▶ **Work to do**
In your copy, include every line of the listing below exactly but none of the pictures.

▶ **Data provided**
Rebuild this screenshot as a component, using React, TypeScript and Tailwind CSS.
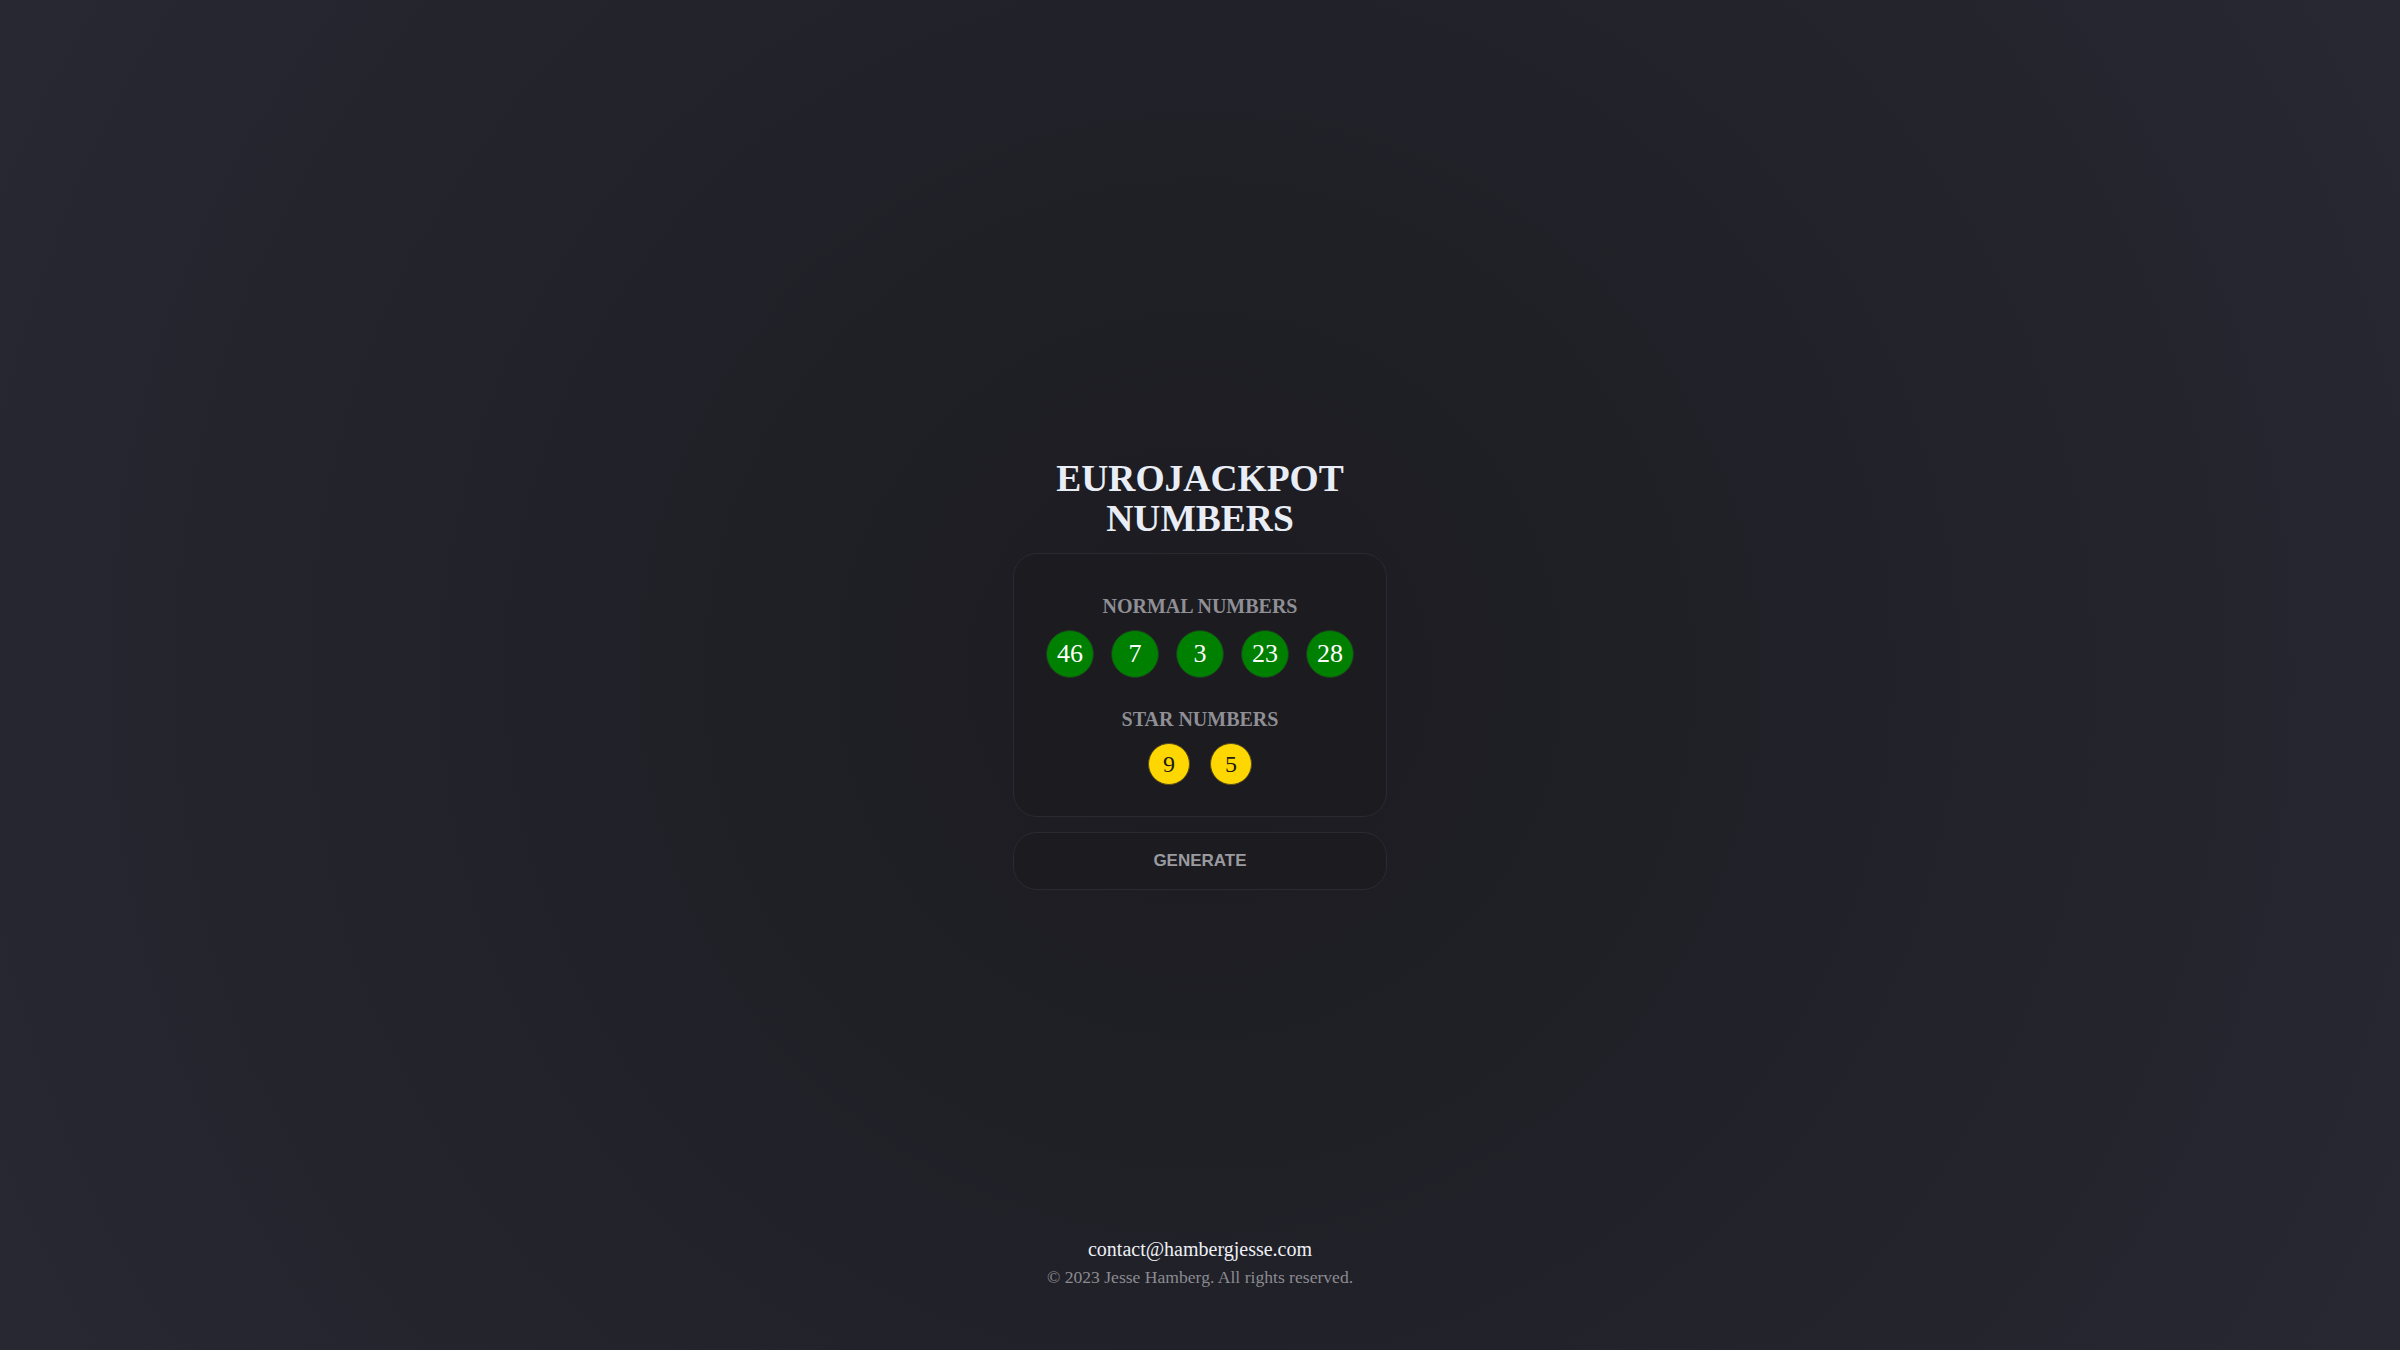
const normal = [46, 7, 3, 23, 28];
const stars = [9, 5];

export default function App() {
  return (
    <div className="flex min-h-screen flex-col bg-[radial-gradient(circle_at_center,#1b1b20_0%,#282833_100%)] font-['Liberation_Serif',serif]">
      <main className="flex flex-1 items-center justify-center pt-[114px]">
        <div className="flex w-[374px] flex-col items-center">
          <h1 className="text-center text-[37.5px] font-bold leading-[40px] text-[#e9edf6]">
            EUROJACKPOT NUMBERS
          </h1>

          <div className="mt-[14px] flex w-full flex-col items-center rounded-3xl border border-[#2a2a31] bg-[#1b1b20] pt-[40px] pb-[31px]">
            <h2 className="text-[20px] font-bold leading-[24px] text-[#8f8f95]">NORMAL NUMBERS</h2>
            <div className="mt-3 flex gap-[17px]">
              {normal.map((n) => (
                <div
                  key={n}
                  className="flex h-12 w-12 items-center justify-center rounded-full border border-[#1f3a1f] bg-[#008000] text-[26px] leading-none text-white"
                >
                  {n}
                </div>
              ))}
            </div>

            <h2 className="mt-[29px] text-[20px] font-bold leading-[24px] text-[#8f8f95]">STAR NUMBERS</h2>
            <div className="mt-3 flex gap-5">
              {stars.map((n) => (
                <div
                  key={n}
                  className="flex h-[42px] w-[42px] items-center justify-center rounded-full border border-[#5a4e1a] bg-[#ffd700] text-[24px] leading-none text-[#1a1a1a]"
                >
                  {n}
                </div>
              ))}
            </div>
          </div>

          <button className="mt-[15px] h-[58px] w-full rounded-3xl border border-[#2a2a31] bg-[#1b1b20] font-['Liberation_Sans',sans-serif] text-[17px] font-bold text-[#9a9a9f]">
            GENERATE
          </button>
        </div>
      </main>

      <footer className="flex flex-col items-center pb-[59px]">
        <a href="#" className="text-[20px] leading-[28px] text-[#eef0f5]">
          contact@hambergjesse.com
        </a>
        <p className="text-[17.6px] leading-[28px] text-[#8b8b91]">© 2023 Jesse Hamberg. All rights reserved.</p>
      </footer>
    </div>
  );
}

▶ **Final result**
Rebuild this screenshot as a component, using React, TypeScript and Tailwind CSS.
const normal = [46, 7, 3, 23, 28];
const stars = [9, 5];

export default function App() {
  return (
    <div className="flex min-h-screen flex-col bg-[radial-gradient(circle_at_center,#1b1b20_0%,#282833_100%)] font-['Liberation_Serif',serif]">
      <main className="flex flex-1 items-center justify-center pt-[114px]">
        <div className="flex w-[374px] flex-col items-center">
          <h1 className="text-center text-[37.5px] font-bold leading-[40px] text-[#e9edf6]">
            EUROJACKPOT NUMBERS
          </h1>

          <div className="mt-[14px] flex w-full flex-col items-center rounded-3xl border border-[#2a2a31] bg-[#1b1b20] pt-[40px] pb-[31px]">
            <h2 className="text-[20px] font-bold leading-[24px] text-[#8f8f95]">NORMAL NUMBERS</h2>
            <div className="mt-3 flex gap-[17px]">
              {normal.map((n) => (
                <div
                  key={n}
                  className="flex h-12 w-12 items-center justify-center rounded-full border border-[#1f3a1f] bg-[#008000] text-[26px] leading-none text-white"
                >
                  {n}
                </div>
              ))}
            </div>

            <h2 className="mt-[29px] text-[20px] font-bold leading-[24px] text-[#8f8f95]">STAR NUMBERS</h2>
            <div className="mt-3 flex gap-5">
              {stars.map((n) => (
                <div
                  key={n}
                  className="flex h-[42px] w-[42px] items-center justify-center rounded-full border border-[#5a4e1a] bg-[#ffd700] text-[24px] leading-none text-[#1a1a1a]"
                >
                  {n}
                </div>
              ))}
            </div>
          </div>

          <button className="mt-[15px] h-[58px] w-full rounded-3xl border border-[#2a2a31] bg-[#1b1b20] font-['Liberation_Sans',sans-serif] text-[17px] font-bold text-[#9a9a9f]">
            GENERATE
          </button>
        </div>
      </main>

      <footer className="flex flex-col items-center pb-[59px]">
        <a href="#" className="text-[20px] leading-[28px] text-[#eef0f5]">
          contact@hambergjesse.com
        </a>
        <p className="text-[17.6px] leading-[28px] text-[#8b8b91]">© 2023 Jesse Hamberg. All rights reserved.</p>
      </footer>
    </div>
  );
}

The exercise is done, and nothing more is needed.